Begin

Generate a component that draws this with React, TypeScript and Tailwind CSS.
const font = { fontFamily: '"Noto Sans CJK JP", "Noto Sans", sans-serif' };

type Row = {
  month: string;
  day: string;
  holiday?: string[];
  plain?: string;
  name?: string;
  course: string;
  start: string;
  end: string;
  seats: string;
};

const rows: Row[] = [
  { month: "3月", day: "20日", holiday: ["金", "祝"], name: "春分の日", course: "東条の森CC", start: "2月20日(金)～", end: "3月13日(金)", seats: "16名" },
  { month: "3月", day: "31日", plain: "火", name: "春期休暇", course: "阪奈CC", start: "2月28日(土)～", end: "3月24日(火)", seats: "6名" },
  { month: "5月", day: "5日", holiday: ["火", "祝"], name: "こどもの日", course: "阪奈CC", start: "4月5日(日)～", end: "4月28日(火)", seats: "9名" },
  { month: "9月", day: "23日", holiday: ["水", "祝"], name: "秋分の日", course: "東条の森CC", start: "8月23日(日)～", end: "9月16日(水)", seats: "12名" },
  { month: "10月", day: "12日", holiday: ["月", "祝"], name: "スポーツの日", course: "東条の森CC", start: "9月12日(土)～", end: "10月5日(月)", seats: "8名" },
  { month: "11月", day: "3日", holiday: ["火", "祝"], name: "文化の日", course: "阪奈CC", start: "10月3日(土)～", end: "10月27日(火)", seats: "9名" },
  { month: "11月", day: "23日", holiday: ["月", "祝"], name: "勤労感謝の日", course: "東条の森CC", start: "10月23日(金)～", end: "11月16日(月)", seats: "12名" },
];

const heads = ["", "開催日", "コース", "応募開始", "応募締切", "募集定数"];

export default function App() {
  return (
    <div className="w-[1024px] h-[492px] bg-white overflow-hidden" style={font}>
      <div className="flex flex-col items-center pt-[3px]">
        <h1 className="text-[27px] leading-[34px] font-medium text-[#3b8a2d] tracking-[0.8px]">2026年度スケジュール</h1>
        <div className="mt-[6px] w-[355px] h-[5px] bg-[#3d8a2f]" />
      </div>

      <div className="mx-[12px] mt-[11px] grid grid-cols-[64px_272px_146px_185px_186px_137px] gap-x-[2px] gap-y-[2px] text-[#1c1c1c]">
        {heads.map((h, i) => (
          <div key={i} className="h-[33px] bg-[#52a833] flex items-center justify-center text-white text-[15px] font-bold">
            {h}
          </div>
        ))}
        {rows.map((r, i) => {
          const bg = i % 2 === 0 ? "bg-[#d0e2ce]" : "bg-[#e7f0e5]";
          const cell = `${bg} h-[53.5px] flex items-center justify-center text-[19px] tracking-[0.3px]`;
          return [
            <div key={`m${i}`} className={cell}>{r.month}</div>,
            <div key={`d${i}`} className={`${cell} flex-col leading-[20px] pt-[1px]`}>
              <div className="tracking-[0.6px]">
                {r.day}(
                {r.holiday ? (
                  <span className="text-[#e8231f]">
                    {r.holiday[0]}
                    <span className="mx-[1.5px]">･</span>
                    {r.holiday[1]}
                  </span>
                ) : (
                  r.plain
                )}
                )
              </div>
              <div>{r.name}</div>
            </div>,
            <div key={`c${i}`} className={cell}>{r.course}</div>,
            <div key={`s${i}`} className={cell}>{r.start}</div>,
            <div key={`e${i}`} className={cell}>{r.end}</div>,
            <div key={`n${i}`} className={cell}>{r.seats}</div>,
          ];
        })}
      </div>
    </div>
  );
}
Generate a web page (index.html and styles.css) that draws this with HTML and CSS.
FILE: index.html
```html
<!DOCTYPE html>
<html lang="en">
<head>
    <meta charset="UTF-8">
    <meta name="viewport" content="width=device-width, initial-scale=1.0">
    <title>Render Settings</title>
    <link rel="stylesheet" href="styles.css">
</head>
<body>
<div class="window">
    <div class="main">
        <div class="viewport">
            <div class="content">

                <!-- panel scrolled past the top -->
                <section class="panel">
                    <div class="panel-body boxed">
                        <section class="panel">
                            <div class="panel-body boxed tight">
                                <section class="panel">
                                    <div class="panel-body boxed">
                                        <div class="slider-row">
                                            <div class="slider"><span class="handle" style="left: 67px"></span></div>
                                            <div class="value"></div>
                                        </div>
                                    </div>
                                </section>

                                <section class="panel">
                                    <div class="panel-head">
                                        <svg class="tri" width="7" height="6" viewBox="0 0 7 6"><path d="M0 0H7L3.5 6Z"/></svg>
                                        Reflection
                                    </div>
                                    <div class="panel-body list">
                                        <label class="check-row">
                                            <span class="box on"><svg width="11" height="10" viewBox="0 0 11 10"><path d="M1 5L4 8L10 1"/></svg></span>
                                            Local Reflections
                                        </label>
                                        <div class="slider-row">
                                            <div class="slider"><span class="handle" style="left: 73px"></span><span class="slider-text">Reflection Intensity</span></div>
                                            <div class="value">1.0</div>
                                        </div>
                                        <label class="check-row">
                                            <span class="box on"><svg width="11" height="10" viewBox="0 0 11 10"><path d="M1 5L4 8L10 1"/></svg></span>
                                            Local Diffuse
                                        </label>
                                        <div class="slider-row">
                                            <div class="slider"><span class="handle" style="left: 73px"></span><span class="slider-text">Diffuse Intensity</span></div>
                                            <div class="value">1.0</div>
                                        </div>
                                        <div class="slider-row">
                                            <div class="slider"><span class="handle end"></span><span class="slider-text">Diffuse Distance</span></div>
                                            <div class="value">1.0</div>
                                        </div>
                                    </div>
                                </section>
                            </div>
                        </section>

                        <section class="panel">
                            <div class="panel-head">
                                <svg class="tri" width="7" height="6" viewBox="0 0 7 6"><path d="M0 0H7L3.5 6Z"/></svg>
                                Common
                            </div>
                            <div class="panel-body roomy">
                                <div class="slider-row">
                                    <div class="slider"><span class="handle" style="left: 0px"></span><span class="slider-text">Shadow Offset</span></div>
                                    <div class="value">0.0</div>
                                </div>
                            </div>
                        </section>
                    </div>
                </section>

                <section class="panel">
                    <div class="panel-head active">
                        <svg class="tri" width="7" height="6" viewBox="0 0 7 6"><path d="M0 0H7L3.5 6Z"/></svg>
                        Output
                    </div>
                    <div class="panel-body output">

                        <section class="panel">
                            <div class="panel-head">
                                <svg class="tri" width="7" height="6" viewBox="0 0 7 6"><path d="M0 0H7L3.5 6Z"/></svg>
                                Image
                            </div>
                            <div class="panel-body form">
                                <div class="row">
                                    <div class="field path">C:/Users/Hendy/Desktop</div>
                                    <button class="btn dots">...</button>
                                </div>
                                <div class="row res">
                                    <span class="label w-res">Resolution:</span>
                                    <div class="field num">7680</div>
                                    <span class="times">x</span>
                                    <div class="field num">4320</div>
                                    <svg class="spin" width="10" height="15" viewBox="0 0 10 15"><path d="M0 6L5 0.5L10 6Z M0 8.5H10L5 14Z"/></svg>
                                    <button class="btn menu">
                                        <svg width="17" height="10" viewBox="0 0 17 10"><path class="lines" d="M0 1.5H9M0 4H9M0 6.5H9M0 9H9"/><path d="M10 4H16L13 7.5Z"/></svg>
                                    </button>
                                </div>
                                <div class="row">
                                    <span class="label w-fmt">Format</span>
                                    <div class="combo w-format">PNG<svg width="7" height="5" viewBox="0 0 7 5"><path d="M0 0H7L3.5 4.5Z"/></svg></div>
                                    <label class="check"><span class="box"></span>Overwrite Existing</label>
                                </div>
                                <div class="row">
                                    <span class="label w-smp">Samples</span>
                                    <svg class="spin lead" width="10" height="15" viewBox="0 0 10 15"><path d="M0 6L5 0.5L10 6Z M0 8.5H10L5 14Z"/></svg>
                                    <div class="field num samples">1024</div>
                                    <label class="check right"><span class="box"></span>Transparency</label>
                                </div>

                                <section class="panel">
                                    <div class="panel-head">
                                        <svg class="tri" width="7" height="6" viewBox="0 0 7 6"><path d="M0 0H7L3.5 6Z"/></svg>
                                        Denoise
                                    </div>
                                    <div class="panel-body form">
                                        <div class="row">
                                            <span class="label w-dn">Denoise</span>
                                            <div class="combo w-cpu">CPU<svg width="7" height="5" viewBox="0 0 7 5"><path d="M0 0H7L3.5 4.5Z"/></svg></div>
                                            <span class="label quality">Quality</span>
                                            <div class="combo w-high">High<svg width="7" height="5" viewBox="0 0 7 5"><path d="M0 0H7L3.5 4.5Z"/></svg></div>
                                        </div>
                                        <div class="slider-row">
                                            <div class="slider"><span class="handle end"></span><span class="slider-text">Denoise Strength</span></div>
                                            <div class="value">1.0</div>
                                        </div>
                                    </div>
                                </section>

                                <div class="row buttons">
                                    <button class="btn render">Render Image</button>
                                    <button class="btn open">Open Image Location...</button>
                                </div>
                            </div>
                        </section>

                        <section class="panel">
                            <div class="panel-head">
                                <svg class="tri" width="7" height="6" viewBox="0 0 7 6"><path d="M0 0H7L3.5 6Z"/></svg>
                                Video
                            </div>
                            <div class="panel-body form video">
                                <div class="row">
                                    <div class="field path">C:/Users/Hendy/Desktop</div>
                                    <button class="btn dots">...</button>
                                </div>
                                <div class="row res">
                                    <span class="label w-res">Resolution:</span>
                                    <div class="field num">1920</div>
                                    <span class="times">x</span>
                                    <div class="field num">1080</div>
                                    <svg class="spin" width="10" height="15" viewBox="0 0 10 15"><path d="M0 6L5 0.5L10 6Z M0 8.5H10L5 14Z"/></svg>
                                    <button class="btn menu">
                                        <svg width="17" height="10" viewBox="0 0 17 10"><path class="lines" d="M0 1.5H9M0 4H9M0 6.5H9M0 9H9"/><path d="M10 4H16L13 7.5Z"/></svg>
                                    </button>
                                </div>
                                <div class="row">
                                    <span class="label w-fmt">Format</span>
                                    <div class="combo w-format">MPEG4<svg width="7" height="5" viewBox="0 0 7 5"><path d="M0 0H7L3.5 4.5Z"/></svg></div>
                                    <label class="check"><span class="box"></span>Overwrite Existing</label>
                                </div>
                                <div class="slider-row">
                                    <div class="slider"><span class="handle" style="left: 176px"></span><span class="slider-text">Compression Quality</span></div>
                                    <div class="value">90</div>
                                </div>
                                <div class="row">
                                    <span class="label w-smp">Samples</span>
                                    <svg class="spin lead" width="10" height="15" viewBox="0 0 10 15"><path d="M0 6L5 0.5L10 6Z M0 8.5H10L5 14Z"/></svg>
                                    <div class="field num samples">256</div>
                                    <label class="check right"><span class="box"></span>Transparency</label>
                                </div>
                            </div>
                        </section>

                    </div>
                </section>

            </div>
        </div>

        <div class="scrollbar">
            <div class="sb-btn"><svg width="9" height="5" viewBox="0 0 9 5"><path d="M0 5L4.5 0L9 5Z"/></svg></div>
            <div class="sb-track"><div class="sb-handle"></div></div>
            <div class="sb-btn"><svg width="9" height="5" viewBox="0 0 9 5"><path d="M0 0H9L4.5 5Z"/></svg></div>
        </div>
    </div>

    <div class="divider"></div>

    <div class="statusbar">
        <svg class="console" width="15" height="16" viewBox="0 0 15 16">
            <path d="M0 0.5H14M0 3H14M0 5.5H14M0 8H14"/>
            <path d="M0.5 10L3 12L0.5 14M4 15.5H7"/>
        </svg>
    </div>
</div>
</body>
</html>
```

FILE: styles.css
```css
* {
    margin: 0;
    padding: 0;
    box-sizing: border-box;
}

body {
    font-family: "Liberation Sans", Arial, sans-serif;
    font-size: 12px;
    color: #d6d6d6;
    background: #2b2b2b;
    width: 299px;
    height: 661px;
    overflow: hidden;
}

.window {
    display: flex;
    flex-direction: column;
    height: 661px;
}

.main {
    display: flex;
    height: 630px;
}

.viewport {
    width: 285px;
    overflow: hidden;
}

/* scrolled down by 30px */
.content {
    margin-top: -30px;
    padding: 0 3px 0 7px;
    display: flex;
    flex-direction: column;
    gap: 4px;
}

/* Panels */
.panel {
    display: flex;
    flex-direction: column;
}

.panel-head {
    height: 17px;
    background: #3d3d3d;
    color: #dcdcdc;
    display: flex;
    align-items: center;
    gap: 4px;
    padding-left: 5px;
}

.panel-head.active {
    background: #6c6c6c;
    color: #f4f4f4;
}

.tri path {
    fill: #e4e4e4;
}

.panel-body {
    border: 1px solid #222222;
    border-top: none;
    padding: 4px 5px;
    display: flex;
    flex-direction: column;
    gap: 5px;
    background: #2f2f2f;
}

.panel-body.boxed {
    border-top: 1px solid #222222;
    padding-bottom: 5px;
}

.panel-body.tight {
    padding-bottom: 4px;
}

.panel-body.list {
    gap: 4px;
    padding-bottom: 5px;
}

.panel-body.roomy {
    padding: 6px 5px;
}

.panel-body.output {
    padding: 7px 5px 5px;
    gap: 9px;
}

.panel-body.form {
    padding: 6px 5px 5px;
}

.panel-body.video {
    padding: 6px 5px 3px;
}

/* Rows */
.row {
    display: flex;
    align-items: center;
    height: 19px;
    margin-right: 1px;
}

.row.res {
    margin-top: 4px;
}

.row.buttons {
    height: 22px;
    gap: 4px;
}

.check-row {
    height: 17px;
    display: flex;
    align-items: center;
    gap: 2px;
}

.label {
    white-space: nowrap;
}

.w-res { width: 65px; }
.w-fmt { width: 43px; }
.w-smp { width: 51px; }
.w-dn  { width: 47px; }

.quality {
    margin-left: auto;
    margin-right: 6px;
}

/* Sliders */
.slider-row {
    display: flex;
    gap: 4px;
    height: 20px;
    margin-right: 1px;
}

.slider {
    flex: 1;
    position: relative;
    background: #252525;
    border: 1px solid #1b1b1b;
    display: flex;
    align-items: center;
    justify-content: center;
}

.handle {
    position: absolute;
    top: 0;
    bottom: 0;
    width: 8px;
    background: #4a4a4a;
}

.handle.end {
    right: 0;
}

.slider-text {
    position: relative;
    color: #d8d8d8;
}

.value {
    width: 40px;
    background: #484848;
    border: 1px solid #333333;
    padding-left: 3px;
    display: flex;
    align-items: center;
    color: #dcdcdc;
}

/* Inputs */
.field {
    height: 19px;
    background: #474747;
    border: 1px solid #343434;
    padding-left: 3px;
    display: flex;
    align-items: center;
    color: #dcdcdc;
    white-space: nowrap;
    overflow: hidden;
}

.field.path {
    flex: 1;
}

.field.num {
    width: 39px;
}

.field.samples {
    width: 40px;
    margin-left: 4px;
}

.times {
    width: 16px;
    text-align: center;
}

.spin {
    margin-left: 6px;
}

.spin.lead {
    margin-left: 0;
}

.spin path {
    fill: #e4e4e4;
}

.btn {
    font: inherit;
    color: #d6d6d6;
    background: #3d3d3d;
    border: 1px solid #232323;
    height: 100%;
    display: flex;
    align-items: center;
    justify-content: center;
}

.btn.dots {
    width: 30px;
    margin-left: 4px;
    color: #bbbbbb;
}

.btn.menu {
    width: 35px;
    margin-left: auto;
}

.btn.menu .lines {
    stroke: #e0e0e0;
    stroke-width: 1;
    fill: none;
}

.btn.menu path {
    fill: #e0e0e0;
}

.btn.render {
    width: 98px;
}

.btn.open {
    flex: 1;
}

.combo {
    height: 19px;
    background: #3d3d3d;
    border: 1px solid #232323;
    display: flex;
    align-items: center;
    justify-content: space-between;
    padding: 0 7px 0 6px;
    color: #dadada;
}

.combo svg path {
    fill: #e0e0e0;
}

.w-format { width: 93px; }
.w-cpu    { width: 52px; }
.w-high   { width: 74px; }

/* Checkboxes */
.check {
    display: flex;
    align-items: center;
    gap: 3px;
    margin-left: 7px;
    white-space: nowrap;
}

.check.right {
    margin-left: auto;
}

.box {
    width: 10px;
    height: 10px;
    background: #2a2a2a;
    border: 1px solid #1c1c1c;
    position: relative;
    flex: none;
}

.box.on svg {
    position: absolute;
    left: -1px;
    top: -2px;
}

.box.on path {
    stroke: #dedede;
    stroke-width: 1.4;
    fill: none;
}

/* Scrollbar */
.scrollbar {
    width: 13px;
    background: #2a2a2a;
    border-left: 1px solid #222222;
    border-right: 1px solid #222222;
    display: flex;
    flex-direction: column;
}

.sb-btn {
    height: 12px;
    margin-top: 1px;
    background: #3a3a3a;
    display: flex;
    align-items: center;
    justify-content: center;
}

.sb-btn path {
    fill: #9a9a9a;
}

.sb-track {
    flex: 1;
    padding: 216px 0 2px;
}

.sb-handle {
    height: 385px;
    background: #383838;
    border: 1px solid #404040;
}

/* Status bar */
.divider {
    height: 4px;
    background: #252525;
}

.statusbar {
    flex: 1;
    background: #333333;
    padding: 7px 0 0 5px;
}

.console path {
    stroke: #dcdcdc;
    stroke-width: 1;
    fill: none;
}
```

End

STATED PROBLEM —
Extract each line holding the string "draws".

SOLUTION FOR THIS TASK —
Generate a component that draws this with React, TypeScript and Tailwind CSS.
Generate a web page (index.html and styles.css) that draws this with HTML and CSS.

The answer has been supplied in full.